━━ DATASET EXCERPT
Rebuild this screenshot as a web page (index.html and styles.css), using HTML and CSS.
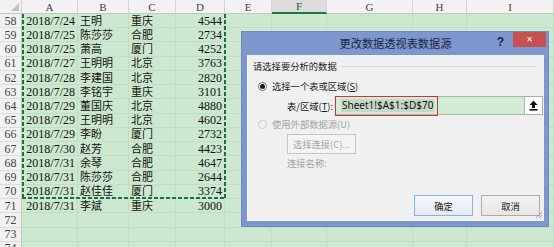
FILE: index.html
```html
<!DOCTYPE html>
<html>
<head>
  <meta charset="utf-8">
  <title>更改数据透视表数据源</title>
  <link rel="stylesheet" href="styles.css">
</head>
<body>
  <div class="sheet">
    <!-- Worksheet grid -->
    <table class="grid">
      <colgroup>
        <col class="c-rh"><col class="c-a"><col class="c-b"><col class="c-c"><col class="c-d">
        <col class="c-e"><col class="c-f"><col class="c-g"><col class="c-h"><col class="c-i">
      </colgroup>
      <thead>
        <tr>
          <th class="corner"></th><th>A</th><th>B</th><th>C</th><th>D</th>
          <th>E</th><th class="active">F</th><th>G</th><th>H</th><th>I</th>
        </tr>
      </thead>
      <tbody>
        <tr><th>58</th><td class="n">2018/7/24</td><td class="t">王明</td><td class="t">重庆</td><td class="n">4544</td><td></td><td></td><td></td><td></td><td></td></tr>
        <tr><th>59</th><td class="n">2018/7/25</td><td class="t">陈莎莎</td><td class="t">合肥</td><td class="n">2734</td><td></td><td></td><td></td><td></td><td></td></tr>
        <tr><th>60</th><td class="n">2018/7/25</td><td class="t">萧高</td><td class="t">厦门</td><td class="n">4252</td><td></td><td></td><td></td><td></td><td></td></tr>
        <tr><th>61</th><td class="n">2018/7/27</td><td class="t">王明明</td><td class="t">北京</td><td class="n">3763</td><td></td><td></td><td></td><td></td><td></td></tr>
        <tr><th>62</th><td class="n">2018/7/28</td><td class="t">李建国</td><td class="t">北京</td><td class="n">2820</td><td></td><td></td><td></td><td></td><td></td></tr>
        <tr><th>63</th><td class="n">2018/7/28</td><td class="t">李铭宇</td><td class="t">重庆</td><td class="n">3101</td><td></td><td></td><td></td><td></td><td></td></tr>
        <tr><th>64</th><td class="n">2018/7/29</td><td class="t">董国庆</td><td class="t">北京</td><td class="n">4880</td><td></td><td></td><td></td><td></td><td></td></tr>
        <tr><th>65</th><td class="n">2018/7/29</td><td class="t">王明明</td><td class="t">北京</td><td class="n">4602</td><td></td><td></td><td></td><td></td><td></td></tr>
        <tr><th>66</th><td class="n">2018/7/29</td><td class="t">李盼</td><td class="t">厦门</td><td class="n">2732</td><td></td><td></td><td></td><td></td><td></td></tr>
        <tr><th>67</th><td class="n">2018/7/30</td><td class="t">赵芳</td><td class="t">合肥</td><td class="n">4423</td><td></td><td></td><td></td><td></td><td></td></tr>
        <tr><th>68</th><td class="n">2018/7/31</td><td class="t">余琴</td><td class="t">合肥</td><td class="n">4647</td><td></td><td></td><td></td><td></td><td></td></tr>
        <tr><th>69</th><td class="n">2018/7/31</td><td class="t">陈莎莎</td><td class="t">合肥</td><td class="n">2644</td><td></td><td></td><td></td><td></td><td></td></tr>
        <tr><th>70</th><td class="n">2018/7/31</td><td class="t">赵佳佳</td><td class="t">厦门</td><td class="n">3374</td><td></td><td></td><td></td><td></td><td></td></tr>
        <tr><th>71</th><td class="n">2018/7/31</td><td class="t">李斌</td><td class="t">重庆</td><td class="n">3000</td><td></td><td></td><td></td><td></td><td></td></tr>
        <tr><th>72</th><td></td><td></td><td></td><td></td><td></td><td></td><td></td><td></td><td></td></tr>
        <tr><th>73</th><td></td><td></td><td></td><td></td><td></td><td></td><td></td><td></td><td></td></tr>
        <tr><th>74</th><td></td><td></td><td></td><td></td><td></td><td></td><td></td><td></td><td></td></tr>
      </tbody>
    </table>

    <!-- Copy selection (marching ants) around A1:D70 -->
    <div class="ants"></div>

    <!-- Dialog -->
    <div class="dialog">
      <div class="dlg-title">
        <span class="dlg-caption">更改数据透视表数据源</span>
        <span class="dlg-help">?</span>
        <span class="dlg-close">✕</span>
      </div>
      <div class="dlg-body">
        <div class="group-label"><span>请选择要分析的数据</span></div>

        <div class="radio-row">
          <span class="radio checked"></span>
          <span>选择一个表或区域(<u>S</u>)</span>
        </div>

        <div class="range-row">
          <span class="range-label">表/区域(<u>T</u>):</span>
          <div class="range-field">
            <span class="range-value">Sheet1!$A$1:$D$70</span>
            <span class="range-mark"></span>
          </div>
          <span class="collapse-btn">
            <svg width="9" height="11" viewBox="0 0 9 11">
              <path d="M4.5 0.5 L8.5 5 L6 5 L6 8 L3 8 L3 5 L0.5 5 Z" fill="#111"/>
              <rect x="0.5" y="9" width="8" height="1.6" fill="#111"/>
            </svg>
          </span>
        </div>

        <div class="radio-row disabled">
          <span class="radio"></span>
          <span>使用外部数据源(U)</span>
        </div>

        <div class="conn-btn">选择连接(C)...</div>
        <div class="conn-name">连接名称:</div>

        <div class="dlg-buttons">
          <button class="btn default">确定</button>
          <button class="btn">取消</button>
        </div>

        <svg class="grip" width="8" height="8" viewBox="0 0 8 8">
          <path d="M7 1 L1 7 M7 4 L4 7 M7 6.5 L6.5 7" stroke="#9a9a9a" stroke-width="1"/>
        </svg>
      </div>
    </div>
  </div>
</body>
</html>
```

FILE: styles.css
```css
body {
  margin: 0;
  background-color: #cce8cf;
}

.sheet {
  position: relative;
  width: 554px;
  height: 247px;
  overflow: hidden;
  background-color: #cce8cf;
}

/* Worksheet grid */
.grid {
  table-layout: fixed;
  width: 554px;
  border-collapse: separate;
  border-spacing: 0;
  font-family: "Liberation Serif", "Noto Sans CJK SC", serif;
  color: #111111;
}

.c-rh { width: 22px; }
.c-a { width: 56px; }
.c-b { width: 51px; }
.c-c { width: 47px; }
.c-d { width: 49px; }
.c-e { width: 47px; }
.c-f { width: 55px; }
.c-g { width: 86px; }
.c-h { width: 54px; }
.c-i { width: 87px; }

.grid thead tr { height: 14px; }
.grid tbody tr { height: 14.24px; }

.grid th,
.grid td {
  padding: 0 2px;
  line-height: 12px;
  border-right: 1px solid #c0dec4;
  border-bottom: 1px solid #c0dec4;
  white-space: nowrap;
  overflow: hidden;
}

.grid thead th {
  background-color: #f2f2f2;
  border-right: 1px solid #d5d5d5;
  border-bottom: 1px solid #c6c6c6;
  font-weight: normal;
  font-size: 11px;
  color: #444444;
  text-align: center;
}

.grid thead th.active {
  background-color: #dcdcdc;
  border-bottom: 2px solid #217346;
  color: #1e5e38;
}

.grid thead th.corner {
  position: relative;
}

.grid thead th.corner::after {
  content: "";
  position: absolute;
  right: 2px;
  bottom: 2px;
  border-left: 8px solid transparent;
  border-bottom: 8px solid #c2c2c2;
}

.grid tbody th {
  background-color: #f0f2f0;
  border-right: 1px solid #c6c6c6;
  border-bottom: 1px solid #dcdcdc;
  font-weight: normal;
  font-size: 12px;
  color: #444444;
  text-align: center;
  padding: 0;
}

.grid td.n {
  font-size: 12px;
  text-align: right;
}

.grid td.t {
  font-size: 11px;
}

/* Copy selection border */
.ants {
  position: absolute;
  left: 22px;
  top: 14px;
  width: 204px;
  height: 185px;
  pointer-events: none;
  background:
    repeating-linear-gradient(to bottom, #1f6e3d 0 4px, transparent 4px 6px) left top / 2px 100% no-repeat,
    repeating-linear-gradient(to bottom, #1f6e3d 0 4px, transparent 4px 6px) right top / 2px 100% no-repeat,
    repeating-linear-gradient(to right, #1f6e3d 0 4px, transparent 4px 6px) left bottom / 100% 2px no-repeat;
}

/* Dialog window */
.dialog {
  position: absolute;
  left: 241px;
  top: 31px;
  width: 308px;
  height: 196px;
  box-sizing: border-box;
  padding: 0 4px 5px 5px;
  background-color: #7d96cd;
  border: 1px solid #6f88c0;
  display: flex;
  flex-direction: column;
  font-family: "Noto Sans CJK SC", "Noto Sans", sans-serif;
}

.dlg-title {
  position: relative;
  height: 23px;
  flex: none;
}

.dlg-caption {
  display: block;
  text-align: center;
  line-height: 23px;
  font-size: 11.2px;
  color: #1c2740;
}

.dlg-help {
  position: absolute;
  right: 40px;
  top: 2px;
  font-family: "Liberation Sans", sans-serif;
  font-weight: bold;
  font-size: 12px;
  line-height: 16px;
  color: #1c2740;
}

.dlg-close {
  position: absolute;
  right: -2px;
  top: 0;
  width: 33px;
  height: 15px;
  background-color: #c75050;
  color: #ffffff;
  font-family: "DejaVu Sans", sans-serif;
  font-size: 8px;
  font-weight: bold;
  line-height: 15px;
  text-align: center;
}

.dlg-body {
  position: relative;
  flex: 1;
  background-color: #f0f0f0;
  border-left: 1px solid #fbfbfb;
  border-bottom: 1px solid #fbfbfb;
  padding: 4px 0 0 0;
  font-size: 9.3px;
  color: #1a1a1a;
}

.group-label {
  display: flex;
  align-items: center;
  padding-left: 5px;
  padding-right: 8px;
  line-height: 14px;
}

.group-label::after {
  content: "";
  flex: 1;
  margin-left: 4px;
  border-top: 1px solid #dcdcdc;
}

.radio-row {
  display: flex;
  align-items: center;
  gap: 5px;
  padding-left: 10px;
  margin-top: 6px;
  line-height: 14px;
}

.radio-row.disabled {
  margin-top: 2px;
  color: #a3a3a3;
}

.radio {
  width: 9px;
  height: 9px;
  box-sizing: border-box;
  border: 1px solid #6e6e6e;
  border-radius: 50%;
  background-color: #ffffff;
  display: flex;
  align-items: center;
  justify-content: center;
}

.radio.checked::after {
  content: "";
  width: 5px;
  height: 5px;
  border-radius: 50%;
  background-color: #1a1a1a;
}

.radio-row.disabled .radio {
  border-color: #c9c9c9;
  background-color: #f4f4f4;
}

.range-row {
  display: flex;
  align-items: center;
  margin-top: 3px;
  height: 19px;
}

.range-label {
  width: 50px;
  padding-left: 35px;
  text-align: right;
  flex: none;
}

.range-field {
  position: relative;
  width: 190px;
  height: 19px;
  margin-left: 2px;
  box-sizing: border-box;
  border: 1px solid #a9b7aa;
  background-color: #d3ecd6;
  display: flex;
  align-items: center;
  padding-left: 5px;
}

.range-value {
  font-family: "Noto Sans", sans-serif;
  font-size: 10px;
  line-height: 13px;
  background-color: #c6d9c8;
  color: #111111;
  padding: 0 1px;
}

.range-mark {
  position: absolute;
  left: -1px;
  top: -1px;
  width: 103px;
  height: 20px;
  box-sizing: border-box;
  border: 1.5px solid #d0343a;
}

.collapse-btn {
  width: 18px;
  height: 19px;
  box-sizing: border-box;
  border: 1px solid #adadad;
  border-left: none;
  background-color: #fdfdfd;
  display: flex;
  align-items: center;
  justify-content: center;
}

.conn-btn {
  margin: 3px 0 0 39px;
  width: 69px;
  height: 20px;
  box-sizing: border-box;
  border: 1px solid #c6c6c6;
  background-color: #f4f4f4;
  color: #a3a3a3;
  text-align: center;
  line-height: 18px;
}

.conn-name {
  margin: 2px 0 0 39px;
  line-height: 14px;
  color: #a3a3a3;
}

.dlg-buttons {
  display: flex;
  justify-content: flex-end;
  gap: 8px;
  margin-top: 25px;
  padding-right: 4px;
}

.btn {
  width: 59px;
  height: 21px;
  padding: 0;
  border: 1px solid #acacac;
  background: linear-gradient(#f2f2f2, #e6e6e6);
  font-family: "Noto Sans CJK SC", sans-serif;
  font-size: 9.3px;
  color: #1a1a1a;
}

.btn.default {
  border-color: #7eb4ea;
  background: linear-gradient(#f5f8fb, #e6ebf0);
}

.grip {
  position: absolute;
  right: 1px;
  bottom: 1px;
}
```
━━━━
* WORK REQUIRED
Filter the data for the string "index" and copy every line that has it.

* RESPONSE
Rebuild this screenshot as a web page (index.html and styles.css), using HTML and CSS.
FILE: index.html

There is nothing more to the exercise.